29 March, 2018 - 02:05

Dans l’inconscient collectif, quand on évoque les noms de Bilal, Ammar, Salem…, la première chose qui vient à l’esprit, est qu’il s’agit de gens du petit peuple mecquois qui ont été sauvagement torturés par les mécréants Koraïches pour avoir embrassé l’Islam. De pauvres esclaves démunis, sans soutien tribal ou clanique, auxquels on a fait subir les châtiments les plus cruels pour les forcer à renier leur foi dans le message de l’Islam.

Rarement, on mesure à sa juste valeur le rang éminemment élevé et l’aura que leur a conférée, en pionniers, leur adhésion bénie au message divin de Mohammed.

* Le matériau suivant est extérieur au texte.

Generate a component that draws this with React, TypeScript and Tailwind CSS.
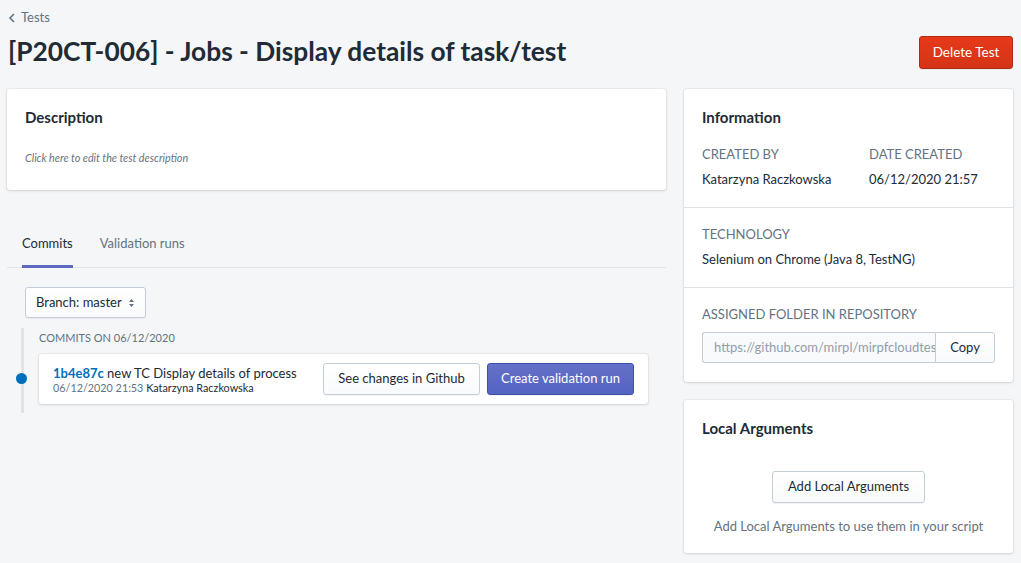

Rarement, on se souvient des versets coraniques et des hadiths qui ont magnifié ces croyants de la première heure et les ont propulsés au firmament de la spiritualité, de la vertu et de la ferveur religieuse.

Rarement, on se souvient que le Prophète et ses califes leur ont donné la prééminence sur la quasi-totalité des autres Compagnons pourtant à la généalogie prestigieuse et dont certains, de surcroît, sont de proches parents du Messager de Dieu.

On a comme l’impression diffuse que le souvenir de ces monuments de l’Islam s’est quelque peu étiolé au fil du temps et qu’ils sont, c’est le moins qu’on puisse dire, relégués au second plan dans la mémoire collective.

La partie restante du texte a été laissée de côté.